MIKE JACOBS: Tips on how to handle setbacks

June 3, 2012 by  
Filed under Wind Energy Tips

As most of the youth sports seasons wind down for the start of the summer, it is not uncommon to reflect back on the season that was through critical lenses.

Whether it be as an individual player, a coach, or a youth sports parent with your own child, it’s important to think of some of these keys when reviewing the past season or preparing for the upcoming one.

n ‘Chief Energy Officer’ vs. ‘energy vampire’: Acclaimed author Jon Gordon wrote about the importance of this in best-selling ‘The Energy Bus’. An ‘energy vampire’ has the potential to sabotage themselves and their team with negativity, complaining and excuses. A CEO or ‘Chief Energy Officer’ is one that shares positive energy and encouragement with their team.

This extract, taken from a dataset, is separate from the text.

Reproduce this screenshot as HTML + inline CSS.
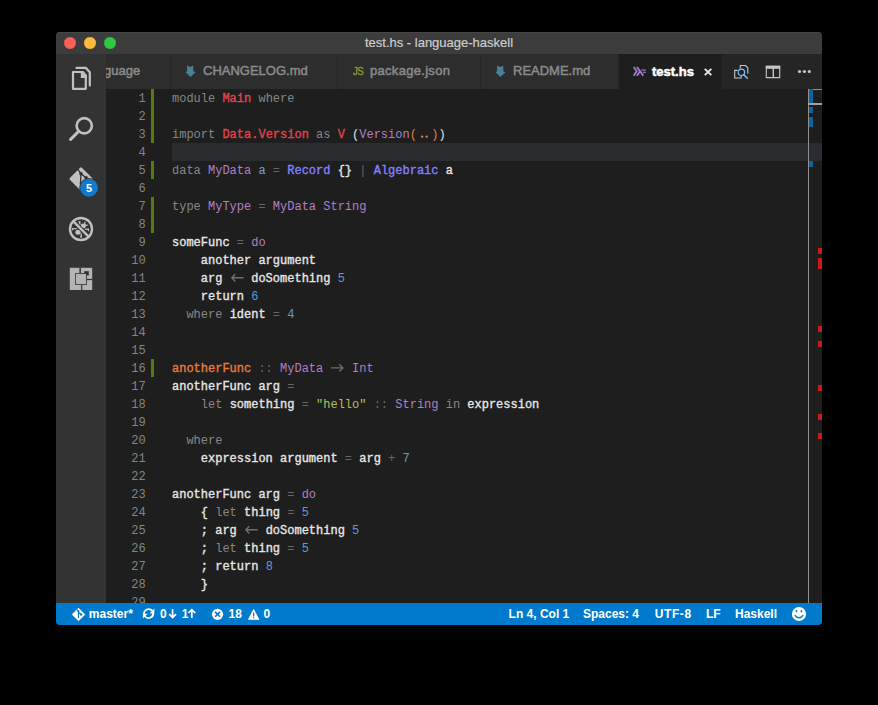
<!DOCTYPE html>
<html><head><meta charset="utf-8">
<style>
*{margin:0;padding:0;box-sizing:border-box}
html,body{width:878px;height:705px;background:#000;overflow:hidden}
body{position:relative;font-family:"Liberation Sans",sans-serif}
.win{position:absolute;left:56px;top:32px;width:766px;height:593px;border-radius:4px;overflow:hidden;background:#1e1e1e}
.title{position:absolute;left:0;top:0;width:766px;height:22px;background:#3c3c3c;box-shadow:inset 0 1px 0 #464646}
.tl{position:absolute;top:5px;width:12px;height:12px;border-radius:50%}
.ttext{position:absolute;left:0;width:766px;top:3px;text-align:center;font-size:13px;color:#cccccc;line-height:16px;-webkit-text-stroke:0.2px currentColor}
.act{position:absolute;left:0;top:22px;width:50px;height:549px;background:#333333}
.tabs{position:absolute;left:50px;top:22px;width:716px;height:35px;background:#252526}
.tab{position:absolute;top:0;height:35px;background:#2d2d2d;border-right:1px solid #252526;font-size:13px;color:#8a8a8a;-webkit-text-stroke:0.5px currentColor;line-height:33px;white-space:nowrap;overflow:hidden}
.editor{position:absolute;left:50px;top:57px;width:716px;height:514px;background:#1e1e1e;overflow:hidden}
.status{position:absolute;left:0;top:571px;width:766px;height:22px;background:#007acc;color:#fff;font-size:12px;font-weight:bold;line-height:22px}
.status span{position:absolute;top:0;white-space:nowrap}
.code{position:absolute;left:66px;top:1px;font-family:"Liberation Mono",monospace;font-size:12px;line-height:18px;white-space:pre;color:#d4d4d4}
.ln{position:absolute;left:0;top:1px;width:39.6px;text-align:right;font-family:"Liberation Mono",monospace;font-size:12px;line-height:18px;color:#858585}
.gb{position:absolute;left:45px;width:3px;background:#587c0c}
.b{font-weight:normal;-webkit-text-stroke:0.35px currentColor}
.kw{color:#878787}
.rd{color:#e0454c}
.pu{color:#b080c4}
.or{color:#e87d3e}
.bl{color:#8282ff}
.tv{color:#74a6d8}
.op{color:#666666}
.wh{color:#e6e6e6}
.nu{color:#5f9ad8}
.st{color:#b5c060}
.arr{display:inline-block;width:14.4px;height:0;position:relative}
.arr svg{position:absolute;left:0;top:-13px}
</style></head><body>
<div class="win">
  <div class="title">
    <div class="tl" style="left:8px;background:#fc605c;box-shadow:inset 0 0 0 0.5px #de4a45"></div>
    <div class="tl" style="left:28px;background:#fdbc40;box-shadow:inset 0 0 0 0.5px #dc9e2a"></div>
    <div class="tl" style="left:48px;background:#30c744;box-shadow:inset 0 0 0 0.5px #24a834"></div>
    <div class="ttext">test.hs - language-haskell</div>
  </div>
  <div class="act"></div>
  <div class="tabs">
    <div class="tab" style="left:0;width:65px"><span style="position:absolute;left:-2px">guage</span></div>
    <div class="tab" style="left:65px;width:167px"><span style="position:absolute;left:32px">CHANGELOG.md</span></div>
    <div class="tab" style="left:232px;width:143px"><span style="position:absolute;left:32px;letter-spacing:0.3px">package.json</span></div>
    <div class="tab" style="left:375px;width:138px"><span style="position:absolute;left:32px">README.md</span></div>
    <div class="tab" style="left:513px;width:104px;background:#1e1e1e;color:#fff;font-weight:bold"><span style="position:absolute;left:33px;top:1px">test.hs</span></div>
  </div>
  <div class="editor">
    <div style="position:absolute;left:66px;top:54px;width:650px;height:18px;background:#2b2c2f"></div><div class="gb" style="top:0px;height:54px"></div><div class="gb" style="top:72px;height:18px"></div><div class="gb" style="top:108px;height:36px"></div><div class="gb" style="top:270px;height:18px"></div><div class="code"><span class="kw">module</span> <span class="rd b">Main</span> <span class="kw">where</span>
 
<span class="kw">import</span> <span class="rd b">Data.Version</span> <span class="kw">as</span> <span class="rd b">V</span> <span class="wh">(</span><span class="pu">Version</span><span class="or">(</span><span class="arr"><svg width="15" height="18"><circle cx="5.1" cy="11.6" r="1.2" fill="#e87d3e"/><circle cx="9.7" cy="11.6" r="1.2" fill="#e87d3e"/></svg></span><span class="or">)</span><span class="wh">)</span>
 
<span class="kw">data</span> <span class="pu">MyData</span> <span class="tv">a</span> <span class="op">=</span> <span class="bl b">Record</span> <span class="wh b">{}</span> <span class="op">|</span> <span class="bl b">Algebraic</span> <span class="wh b">a</span>
 
<span class="kw">type</span> <span class="pu">MyType</span> <span class="op">=</span> <span class="pu">MyData</span> <span class="pu">String</span>
 
<span class="wh b">someFunc</span> <span class="op">=</span> <span class="pu">do</span>
    <span class="wh b">another argument</span>
    <span class="wh b">arg</span> <span class="arr op"><svg width="15" height="18"><path d="M1.8 8.8H13.6M5.3 5.2L1.8 8.8L5.3 12.4" stroke="#6e6e6e" stroke-width="1.4" fill="none"/></svg></span> <span class="wh b">doSomething</span> <span class="nu">5</span>
    <span class="wh b">return</span> <span class="nu">6</span>
  <span class="kw">where</span> <span class="wh b">ident</span> <span class="op">=</span> <span class="nu">4</span>
 
 
<span class="or b">anotherFunc</span> <span class="op">::</span> <span class="pu">MyData</span> <span class="arr op"><svg width="15" height="18"><path d="M0.9 8.9H12.8M9.3 5.3L12.8 8.9L9.3 12.5" stroke="#6e6e6e" stroke-width="1.4" fill="none"/></svg></span> <span class="pu">Int</span>
<span class="wh b">anotherFunc arg</span> <span class="op">=</span>
    <span class="kw">let</span> <span class="wh b">something</span> <span class="op">=</span> <span class="st">"hello"</span> <span class="op">::</span> <span class="pu">String</span> <span class="kw">in</span> <span class="wh b">expression</span>
 
  <span class="kw">where</span>
    <span class="wh b">expression argument</span> <span class="op">=</span> <span class="wh b">arg</span> <span class="op">+</span> <span class="nu">7</span>
 
<span class="wh b">anotherFunc arg</span> <span class="op">=</span> <span class="pu">do</span>
    <span class="wh b">{</span> <span class="kw">let</span> <span class="wh b">thing</span> <span class="op">=</span> <span class="nu">5</span>
    <span class="wh b">;</span> <span class="wh b">arg</span> <span class="arr op"><svg width="15" height="18"><path d="M1.8 8.8H13.6M5.3 5.2L1.8 8.8L5.3 12.4" stroke="#6e6e6e" stroke-width="1.4" fill="none"/></svg></span> <span class="wh b">doSomething</span> <span class="nu">5</span>
    <span class="wh b">;</span> <span class="kw">let</span> <span class="wh b">thing</span> <span class="op">=</span> <span class="nu">5</span>
    <span class="wh b">;</span> <span class="wh b">return</span> <span class="nu">8</span>
    <span class="wh b">}</span>
 </div>
    <div style="position:absolute;left:702px;top:0;width:1px;height:514px;background:#8f8f8f"></div><div style="position:absolute;left:702px;top:0;width:14px;height:1px;background:#8f8f8f"></div><div style="position:absolute;left:703px;top:0px;width:4px;height:14px;background:#0e639c"></div><div style="position:absolute;left:703px;top:18px;width:4px;height:6px;background:#0e639c"></div><div style="position:absolute;left:703px;top:28px;width:4px;height:10px;background:#0e639c"></div><div style="position:absolute;left:703px;top:72px;width:4px;height:6px;background:#0e639c"></div><div style="position:absolute;left:702px;top:14px;width:14px;height:2px;background:#a0a0a0"></div><div style="position:absolute;left:712px;top:159px;width:4px;height:6px;background:#c81a1a"></div><div style="position:absolute;left:712px;top:169px;width:4px;height:11px;background:#c81a1a"></div><div style="position:absolute;left:712px;top:237px;width:4px;height:6px;background:#c81a1a"></div><div style="position:absolute;left:712px;top:252px;width:4px;height:6px;background:#c81a1a"></div><div style="position:absolute;left:712px;top:296px;width:4px;height:6px;background:#c81a1a"></div><div style="position:absolute;left:712px;top:325px;width:4px;height:6px;background:#c81a1a"></div><div style="position:absolute;left:712px;top:344px;width:4px;height:6px;background:#c81a1a"></div>
    <div class="ln">1<br>2<br>3<br>4<br>5<br>6<br>7<br>8<br>9<br>10<br>11<br>12<br>13<br>14<br>15<br>16<br>17<br>18<br>19<br>20<br>21<br>22<br>23<br>24<br>25<br>26<br>27<br>28<br>29</div>
  </div>
  <div class="status">
    <span style="left:32.8px">master*</span>
    <span style="left:104px">0</span>
    <span style="left:125.7px">1</span>
    <span style="left:172.5px">18</span>
    <span style="left:207.6px">0</span>
    <span style="left:452.6px">Ln 4, Col 1</span>
    <span style="left:527px">Spaces: 4</span>
    <span style="left:598.7px;letter-spacing:0.6px">UTF-8</span>
    <span style="left:650px">LF</span>
    <span style="left:679px">Haskell</span>
  </div>
</div>

<svg style="position:absolute;left:66px;top:62px" width="30" height="32" viewBox="0 0 30 32">
  <path d="M10.5 5.9H19.8L23.8 10.3V23.4" stroke="#c0c0c0" stroke-width="2.2" fill="none" stroke-linecap="round" stroke-linejoin="miter"/>
  <path d="M7 10H16.8L19.8 13.8V26.8H7Z" stroke="#c0c0c0" stroke-width="2.2" fill="none" stroke-linejoin="round"/>
  <path d="M14.8 9.2H17.2L20.9 13.6V16.1H14.8Z" fill="#c0c0c0"/>
</svg>
<svg style="position:absolute;left:64px;top:112px" width="34" height="34" viewBox="0 0 34 34">
  <circle cx="20.25" cy="13.75" r="7.6" stroke="#c0c0c0" stroke-width="2.6" fill="none"/>
  <path d="M14.6 19.4L6.6 27.4" stroke="#c0c0c0" stroke-width="3" stroke-linecap="round"/>
</svg>
<svg style="position:absolute;left:64px;top:160px" width="38" height="38" viewBox="0 0 38 38">
  <rect x="8.45" y="10.35" width="17.1" height="17.1" rx="1.6" transform="rotate(45 17 18.9)" fill="#c0c0c0"/>
  <path d="M13.8 9.2L17 13.7L16.4 24M17 13.7L22.1 17.8" stroke="#333" stroke-width="1.3" fill="none"/>
  <circle cx="17" cy="13.7" r="1.8" fill="#333"/>
  <circle cx="22.1" cy="17.8" r="1.8" fill="#333"/>
  <circle cx="25.07" cy="27.76" r="9.8" fill="#333"/>
  <circle cx="25.07" cy="27.76" r="8.9" fill="#0e7bd0"/>
  <text x="25.1" y="31.8" text-anchor="middle" font-family="Liberation Sans" font-weight="bold" font-size="11" fill="#fff">5</text>
</svg>
<svg style="position:absolute;left:64px;top:212px" width="34" height="34" viewBox="0 0 34 34">
  <g fill="#c0c0c0">
    <ellipse cx="19.4" cy="13.8" rx="2.6" ry="2.4"/>
    <ellipse cx="14" cy="20.2" rx="2.7" ry="2.5"/>
    <rect x="15.1" y="9.4" width="1.3" height="3.6"/><rect x="14.3" y="9.4" width="2.1" height="1.1"/>
    <rect x="20.2" y="9.8" width="1.2" height="2.6"/>
    <rect x="21.2" y="12.6" width="2.6" height="1.2"/>
    <rect x="8" y="16.1" width="4.8" height="1.2"/><rect x="8" y="16.1" width="1.2" height="2.2"/>
    <rect x="20.6" y="16.6" width="4.4" height="1.2"/><rect x="23.8" y="16.6" width="1.2" height="2.6"/>
    <rect x="16.6" y="21.4" width="1.3" height="4"/><rect x="16" y="24.3" width="1.9" height="1.1"/>
  </g>
  <path d="M9.8 9.8L24.2 24.2" stroke="#333" stroke-width="4.4"/>
  <circle cx="17" cy="17" r="11" stroke="#c0c0c0" stroke-width="2.4" fill="none"/>
  <path d="M9.4 9.4L24.6 24.6" stroke="#c0c0c0" stroke-width="2.4"/>
</svg>
<svg style="position:absolute;left:64px;top:262px" width="34" height="34" viewBox="0 0 34 34">
  <path d="M5.8 5.8H28.2V28H5.8Z" fill="#b4b4b4"/>
  <rect x="15.4" y="5.8" width="1.5" height="5.4" fill="#333"/>
  <rect x="20.25" y="9.2" width="4.55" height="4.3" fill="#333"/>
  <rect x="22.9" y="16.9" width="5.4" height="1.2" fill="#333"/>
  <rect x="17.1" y="22.9" width="1.2" height="5.2" fill="#333"/>
  <rect x="11.1" y="11.1" width="11.8" height="11.8" fill="#333"/>
  <rect x="11.9" y="11.9" width="10.2" height="10.2" fill="#b4b4b4"/>
</svg>

<svg style="position:absolute;left:182px;top:62px" width="18" height="18" viewBox="0 0 18 18"><path d="M5.1 3.6L8.3 5.1L11.2 3.6L11.4 9.2L13.5 10.2L8.4 15.1L3.6 10.2L5.1 9.2Z" fill="#4a7f98"/></svg>
<svg style="position:absolute;left:492px;top:62px" width="18" height="18" viewBox="0 0 18 18"><path d="M5.1 3.6L8.3 5.1L11.2 3.6L11.4 9.2L13.5 10.2L8.4 15.1L3.6 10.2L5.1 9.2Z" fill="#4a7f98"/></svg>
<div style="position:absolute;left:352.5px;top:64.8px;font-size:10.5px;line-height:12px;color:#9a9a34;letter-spacing:-0.6px;transform:scaleX(0.92);transform-origin:left;-webkit-text-stroke:0.3px currentColor">JS</div>
<svg style="position:absolute;left:628px;top:60px" width="24" height="24" viewBox="0 0 24 24">
  <path d="M5.7 7L8.7 11.3L5.7 15.7" stroke="#a577cc" stroke-width="1.9" fill="none"/>
  <path d="M9 7L15.3 15.7M12 11.3L9 15.7" stroke="#a577cc" stroke-width="1.9" fill="none"/>
  <rect x="13.3" y="9.4" width="4.6" height="1.2" fill="#a577cc"/>
  <rect x="15" y="11.7" width="2.9" height="1.2" fill="#a577cc"/>
</svg>
<svg style="position:absolute;left:700px;top:60px" width="60" height="24" viewBox="0 0 60 24">
  <path d="M4.8 8.9L11.3 15.1M11.3 8.9L4.8 15.1" stroke="#e6e6e6" stroke-width="2" />
  <path d="M40.3 8.5V5.5H45.5L47.8 7.8V13.7" stroke="#c5c5c5" stroke-width="1.1" fill="none"/>
  <path d="M37.5 10.4H34.7V18H41.2V16" stroke="#c5c5c5" stroke-width="1.1" fill="none"/>
  <path d="M43.6 14.6L47.3 18.3" stroke="#75beff" stroke-width="1.5" stroke-linecap="round"/>
  <circle cx="41.4" cy="12.3" r="3.2" stroke="#75beff" stroke-width="1.2" fill="none"/>
</svg>
<svg style="position:absolute;left:760px;top:60px" width="60" height="24" viewBox="0 0 60 24">
  <path d="M6.3 6.3H19.7V17.6H6.3Z" stroke="#c5c5c5" stroke-width="1.1" fill="none"/>
  <rect x="5.8" y="5.8" width="14.4" height="3" fill="#c5c5c5"/>
  <rect x="12.6" y="5.8" width="1.4" height="12.3" fill="#c5c5c5"/>
  <circle cx="39.5" cy="11.5" r="1.6" fill="#c5c5c5"/><circle cx="44.4" cy="11.5" r="1.6" fill="#c5c5c5"/><circle cx="49.3" cy="11.5" r="1.6" fill="#c5c5c5"/>
</svg>

<svg style="position:absolute;left:68px;top:604px" width="130" height="20" viewBox="0 0 130 20">
  <path d="M10.5 4L17 10.5L10.5 17L4 10.5Z" fill="#fff" stroke="#fff" stroke-width="0.3" stroke-linejoin="round"/>
  <path d="M9.2 5.6L10.5 7.3V13.9M10.8 8.3L13 10.5" stroke="#007acc" stroke-width="1.15" fill="none"/>
  <circle cx="13.1" cy="10.5" r="1.2" fill="#007acc"/>
  <circle cx="10.5" cy="7.2" r="1" fill="#007acc"/>
  <g transform="translate(72 0)">
    <path d="M3.9 10.2A4.8 4.8 0 0 1 12.4 6.9" stroke="#fff" stroke-width="1.7" fill="none"/>
    <path d="M13.3 9A4.8 4.8 0 0 1 4.8 12.3" stroke="#fff" stroke-width="1.7" fill="none"/>
    <path d="M14.4 4.6V9.4H9.6Z" fill="#fff"/>
    <path d="M2.8 14.6V9.8H7.6Z" fill="#fff"/>
  </g>
  <g stroke="#fff" stroke-width="1.7" fill="none" stroke-linejoin="miter">
    <path d="M104.6 5.2V13.6M101.2 10.2L104.6 13.6L108 10.2"/>
    <path d="M123.8 14V5.6M120.4 9L123.8 5.6L127.2 9"/>
  </g>
</svg>
<svg style="position:absolute;left:206px;top:604px" width="60" height="20" viewBox="0 0 60 20">
  <circle cx="11.55" cy="10.35" r="5.6" fill="#fff"/>
  <path d="M9.1 7.9L14 12.8M14 7.9L9.1 12.8" stroke="#007acc" stroke-width="1.6"/>
  <path d="M47.65 5.2L53 15.55H42.3Z" fill="#fff" stroke="#fff" stroke-width="0.6" stroke-linejoin="round"/>
  <path d="M47.65 8.6V12.4" stroke="#007acc" stroke-width="1.2"/>
  <rect x="47.05" y="13.2" width="1.2" height="1.2" fill="#007acc"/>
</svg>
<svg style="position:absolute;left:786px;top:604px" width="26" height="20" viewBox="0 0 26 20">
  <circle cx="13" cy="10" r="7.1" fill="#fff"/>
  <ellipse cx="10.5" cy="7.2" rx="0.8" ry="1.2" fill="#007acc"/>
  <ellipse cx="15.4" cy="7.2" rx="0.8" ry="1.2" fill="#007acc"/>
  <path d="M8.7 11.3Q13 16.2 17.2 11.3" stroke="#007acc" stroke-width="1.4" fill="none"/>
</svg>
</body></html>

It’s amazing what positive energy can do for one’s own performance, be it individually or as a member of a team. When reflecting on performance from the previous season, it’s always helpful to start with the factors that a player can control, which is their own attitude and their own effort.

n Learn from previous experiences: Knowing that most seasons end in a playoff format, the reality is that very few players and teams are able to end their season with a victory. Despite the disappointment that ending a season can bring when the last time you walk off the field is in defeat, it is important to be able to reflect positively on the individual and team growth throughout the year. It’s equally important to draw from the adversity in a loss and learn from that experience. Great athletes draw strength from adversity, and choose to stay positive to help prepare for victory in the future.

n Whose fault is it?: It’s really hard to accept a less than satisfactory performance, and in most cases, it is much easier to blame someone else. Whether it is the coach, teammates, or an official, shirking responsibility and placing blame on another is a much easier out. Successful players who are able to grow understand that when a mistake is made, that they will own it and seek to improve.

n’Training’ versus ‘practice’: In most cases, athletes ‘practice’ as a team, and ‘train’ on their own. More strides in individual development happen during the offseason than in any other time. Special athletes will take advantage of finding time to both recharge their batteries while also making strides in individual skills and other areas of needed improvement.

n Seek an evaluation from a credible source: Out of every source available to an athlete, their parent is not always the most objective reference point. Knowing that, meeting with a coach to gain insight into what areas of improvement should be a priority. Huddle with a credible source that can provide a map of where you are, and where you need to go.

n Be patient: Realize that as you start working on improving on specific areas, that change will only happen in increments; many improvements that are made are in areas that are habit-forming. And to build good habits, they need to be done with repetition and over a period of time.

I always look forward to the start of a training camp because that is when you can normally see which players have taken full advantage of the opportunity over the summer or during the offseason to grow and improve their fitness, strength and attitude.